If \(y\) is a positive integer is \(\sqrt{y}\) an integer?Note that as \(y\) is a positive integer then \(\sqrt{y}\) is either a positive integer or an irrational number. Also note that the question basically asks whether \(y\) is a perfect square.
(1) \(\sqrt{4*y}\) is not an integer --> \(\sqrt{4*y}=2*\sqrt{y}\neq{integer}\) --> \(\sqrt{y}\neq{integer}\). Sufficient.
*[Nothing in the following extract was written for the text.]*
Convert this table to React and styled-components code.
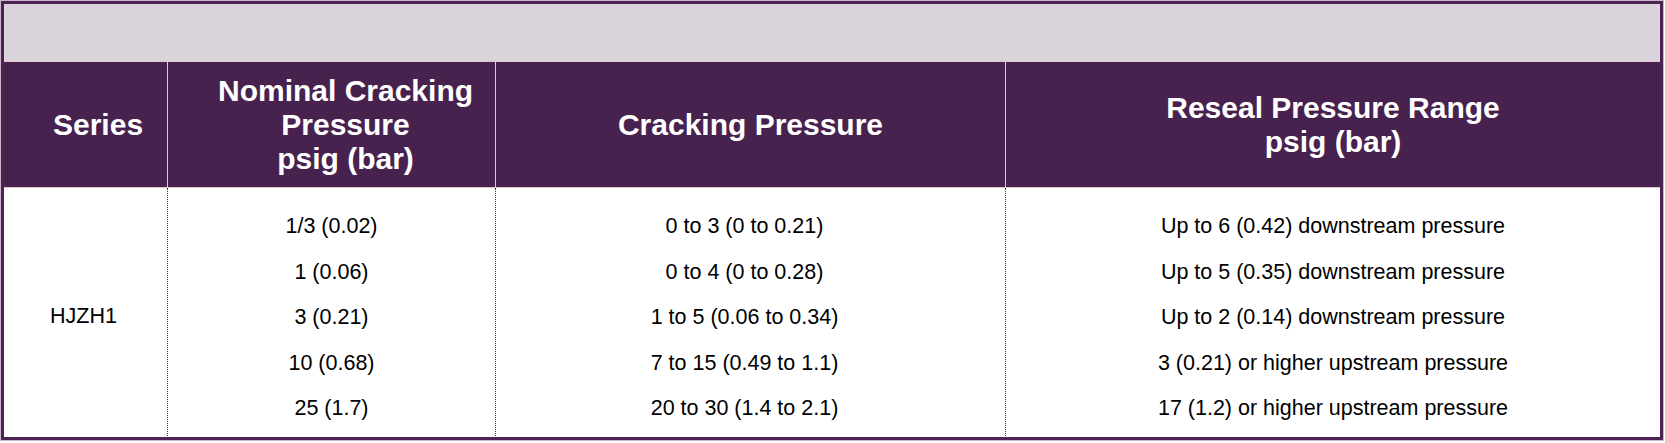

(2) \(\sqrt{5*y}\) is an integer --> \(y\) can not be a prefect square because if it is, for example if \(y=x^2\) for some positive integer \(x\) then \(\sqrt{5*y}=\sqrt{5*x^2}=x\sqrt{5}\neq{integer}\). Sufficient.
Answer: D.
Hope it helps.
Thank you Bunuel. I arrived to the same conclusion. However, I have a doubt:
Ok, we know that \(x\sqrt{5}\).
But how can we be so sure that x is not for example a a huge number like 10*10^10000000.... to make \(x\sqrt{5}\) a integer?
Maybe, I am forgeting a concept. Please, your help.
(irrational numbers are not terminating decimals). So, \(integer*irrational\neq{integer}\) (no matter how large x is, \(x\sqrt{5}\) will never be an integer).